COLLECTED MATERIAL ::
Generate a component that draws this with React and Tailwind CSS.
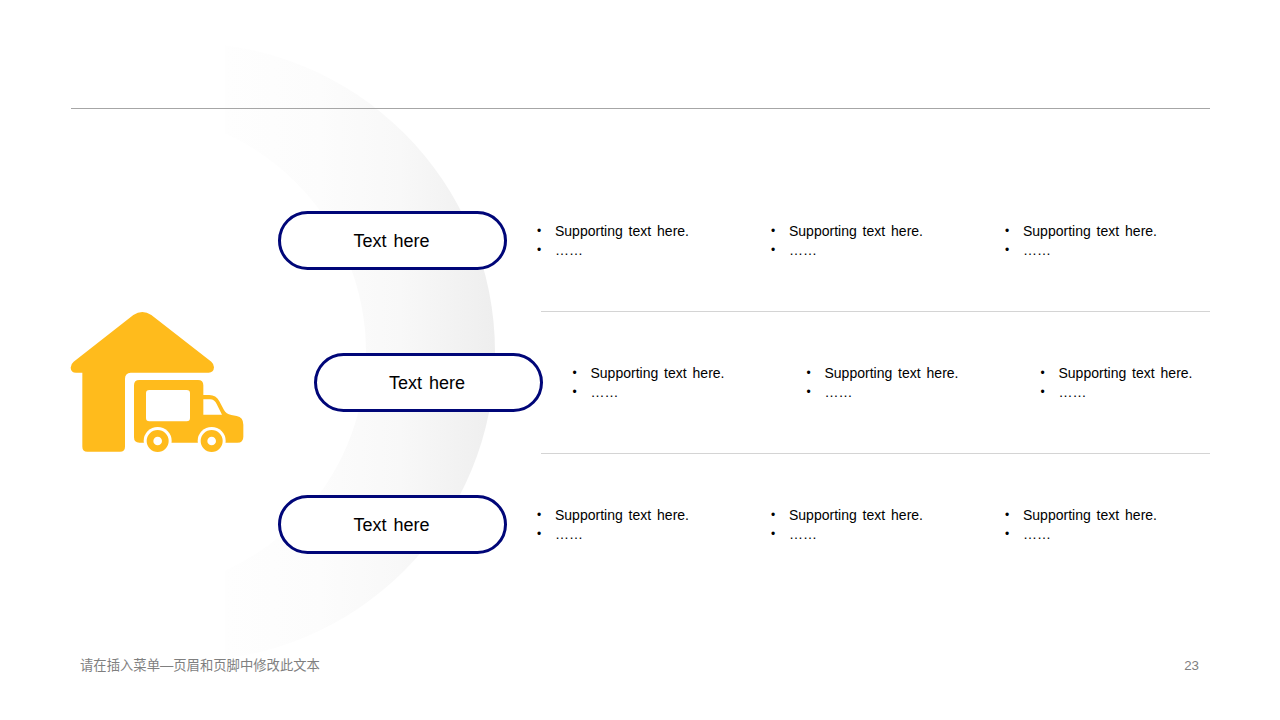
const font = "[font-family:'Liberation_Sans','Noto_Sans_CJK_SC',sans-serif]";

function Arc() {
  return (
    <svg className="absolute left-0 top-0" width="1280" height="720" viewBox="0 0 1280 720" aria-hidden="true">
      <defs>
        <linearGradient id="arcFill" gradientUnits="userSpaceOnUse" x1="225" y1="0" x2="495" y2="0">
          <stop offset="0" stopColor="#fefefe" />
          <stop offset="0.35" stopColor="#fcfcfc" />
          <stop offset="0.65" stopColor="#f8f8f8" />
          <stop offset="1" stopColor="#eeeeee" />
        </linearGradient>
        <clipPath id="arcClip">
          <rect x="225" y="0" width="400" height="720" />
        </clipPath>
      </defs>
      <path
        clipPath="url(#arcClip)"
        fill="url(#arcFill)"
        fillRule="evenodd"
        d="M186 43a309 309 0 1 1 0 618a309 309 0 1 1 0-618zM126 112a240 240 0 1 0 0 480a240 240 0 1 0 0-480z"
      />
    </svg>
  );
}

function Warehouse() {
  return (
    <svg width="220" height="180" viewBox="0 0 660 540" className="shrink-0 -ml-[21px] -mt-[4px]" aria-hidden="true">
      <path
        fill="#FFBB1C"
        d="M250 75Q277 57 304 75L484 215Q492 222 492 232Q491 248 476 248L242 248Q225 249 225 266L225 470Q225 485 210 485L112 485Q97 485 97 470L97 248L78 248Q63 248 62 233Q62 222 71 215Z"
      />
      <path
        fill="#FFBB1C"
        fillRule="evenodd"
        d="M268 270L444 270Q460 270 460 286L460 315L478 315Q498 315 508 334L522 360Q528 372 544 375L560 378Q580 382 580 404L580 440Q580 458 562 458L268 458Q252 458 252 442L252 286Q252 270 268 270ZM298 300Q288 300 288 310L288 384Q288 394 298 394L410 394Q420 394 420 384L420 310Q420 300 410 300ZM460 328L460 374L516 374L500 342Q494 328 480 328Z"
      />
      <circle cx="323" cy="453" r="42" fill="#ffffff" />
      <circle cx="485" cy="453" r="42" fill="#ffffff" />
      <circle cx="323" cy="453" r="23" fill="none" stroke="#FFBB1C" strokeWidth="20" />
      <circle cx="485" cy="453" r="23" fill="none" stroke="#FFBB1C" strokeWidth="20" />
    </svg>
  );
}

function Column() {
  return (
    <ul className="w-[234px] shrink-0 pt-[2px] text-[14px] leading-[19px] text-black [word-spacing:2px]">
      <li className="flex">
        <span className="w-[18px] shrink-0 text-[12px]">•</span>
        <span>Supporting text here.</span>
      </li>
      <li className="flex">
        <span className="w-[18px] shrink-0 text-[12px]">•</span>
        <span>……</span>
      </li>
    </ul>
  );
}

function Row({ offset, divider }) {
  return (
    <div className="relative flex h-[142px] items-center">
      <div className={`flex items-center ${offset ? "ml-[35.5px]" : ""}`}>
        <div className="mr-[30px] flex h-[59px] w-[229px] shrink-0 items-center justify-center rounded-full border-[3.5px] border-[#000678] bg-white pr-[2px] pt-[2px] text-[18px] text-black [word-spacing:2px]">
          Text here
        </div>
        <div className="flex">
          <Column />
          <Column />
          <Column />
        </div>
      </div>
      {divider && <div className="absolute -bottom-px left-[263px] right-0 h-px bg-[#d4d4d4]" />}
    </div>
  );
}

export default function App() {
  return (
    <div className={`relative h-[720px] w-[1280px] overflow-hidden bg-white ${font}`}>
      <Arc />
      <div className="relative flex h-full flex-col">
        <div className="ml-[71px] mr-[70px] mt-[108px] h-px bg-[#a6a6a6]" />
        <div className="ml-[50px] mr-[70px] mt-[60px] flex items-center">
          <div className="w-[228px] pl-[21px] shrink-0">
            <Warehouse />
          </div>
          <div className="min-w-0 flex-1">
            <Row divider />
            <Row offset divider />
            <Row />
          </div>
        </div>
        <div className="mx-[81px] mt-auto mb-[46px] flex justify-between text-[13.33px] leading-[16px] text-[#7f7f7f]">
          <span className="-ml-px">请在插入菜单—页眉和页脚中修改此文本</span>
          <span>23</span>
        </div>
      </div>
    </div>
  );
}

WHAT IS REQUIRED :: Restate the whole listing above exactly, please, omitting every image.

EXERCISE SOLUTION ::
Generate a component that draws this with React and Tailwind CSS.
const font = "[font-family:'Liberation_Sans','Noto_Sans_CJK_SC',sans-serif]";

function Arc() {
  return (
    <svg className="absolute left-0 top-0" width="1280" height="720" viewBox="0 0 1280 720" aria-hidden="true">
      <defs>
        <linearGradient id="arcFill" gradientUnits="userSpaceOnUse" x1="225" y1="0" x2="495" y2="0">
          <stop offset="0" stopColor="#fefefe" />
          <stop offset="0.35" stopColor="#fcfcfc" />
          <stop offset="0.65" stopColor="#f8f8f8" />
          <stop offset="1" stopColor="#eeeeee" />
        </linearGradient>
        <clipPath id="arcClip">
          <rect x="225" y="0" width="400" height="720" />
        </clipPath>
      </defs>
      <path
        clipPath="url(#arcClip)"
        fill="url(#arcFill)"
        fillRule="evenodd"
        d="M186 43a309 309 0 1 1 0 618a309 309 0 1 1 0-618zM126 112a240 240 0 1 0 0 480a240 240 0 1 0 0-480z"
      />
    </svg>
  );
}

function Warehouse() {
  return (
    <svg width="220" height="180" viewBox="0 0 660 540" className="shrink-0 -ml-[21px] -mt-[4px]" aria-hidden="true">
      <path
        fill="#FFBB1C"
        d="M250 75Q277 57 304 75L484 215Q492 222 492 232Q491 248 476 248L242 248Q225 249 225 266L225 470Q225 485 210 485L112 485Q97 485 97 470L97 248L78 248Q63 248 62 233Q62 222 71 215Z"
      />
      <path
        fill="#FFBB1C"
        fillRule="evenodd"
        d="M268 270L444 270Q460 270 460 286L460 315L478 315Q498 315 508 334L522 360Q528 372 544 375L560 378Q580 382 580 404L580 440Q580 458 562 458L268 458Q252 458 252 442L252 286Q252 270 268 270ZM298 300Q288 300 288 310L288 384Q288 394 298 394L410 394Q420 394 420 384L420 310Q420 300 410 300ZM460 328L460 374L516 374L500 342Q494 328 480 328Z"
      />
      <circle cx="323" cy="453" r="42" fill="#ffffff" />
      <circle cx="485" cy="453" r="42" fill="#ffffff" />
      <circle cx="323" cy="453" r="23" fill="none" stroke="#FFBB1C" strokeWidth="20" />
      <circle cx="485" cy="453" r="23" fill="none" stroke="#FFBB1C" strokeWidth="20" />
    </svg>
  );
}

function Column() {
  return (
    <ul className="w-[234px] shrink-0 pt-[2px] text-[14px] leading-[19px] text-black [word-spacing:2px]">
      <li className="flex">
        <span className="w-[18px] shrink-0 text-[12px]">•</span>
        <span>Supporting text here.</span>
      </li>
      <li className="flex">
        <span className="w-[18px] shrink-0 text-[12px]">•</span>
        <span>……</span>
      </li>
    </ul>
  );
}

function Row({ offset, divider }) {
  return (
    <div className="relative flex h-[142px] items-center">
      <div className={`flex items-center ${offset ? "ml-[35.5px]" : ""}`}>
        <div className="mr-[30px] flex h-[59px] w-[229px] shrink-0 items-center justify-center rounded-full border-[3.5px] border-[#000678] bg-white pr-[2px] pt-[2px] text-[18px] text-black [word-spacing:2px]">
          Text here
        </div>
        <div className="flex">
          <Column />
          <Column />
          <Column />
        </div>
      </div>
      {divider && <div className="absolute -bottom-px left-[263px] right-0 h-px bg-[#d4d4d4]" />}
    </div>
  );
}

export default function App() {
  return (
    <div className={`relative h-[720px] w-[1280px] overflow-hidden bg-white ${font}`}>
      <Arc />
      <div className="relative flex h-full flex-col">
        <div className="ml-[71px] mr-[70px] mt-[108px] h-px bg-[#a6a6a6]" />
        <div className="ml-[50px] mr-[70px] mt-[60px] flex items-center">
          <div className="w-[228px] pl-[21px] shrink-0">
            <Warehouse />
          </div>
          <div className="min-w-0 flex-1">
            <Row divider />
            <Row offset divider />
            <Row />
          </div>
        </div>
        <div className="mx-[81px] mt-auto mb-[46px] flex justify-between text-[13.33px] leading-[16px] text-[#7f7f7f]">
          <span className="-ml-px">请在插入菜单—页眉和页脚中修改此文本</span>
          <span>23</span>
        </div>
      </div>
    </div>
  );
}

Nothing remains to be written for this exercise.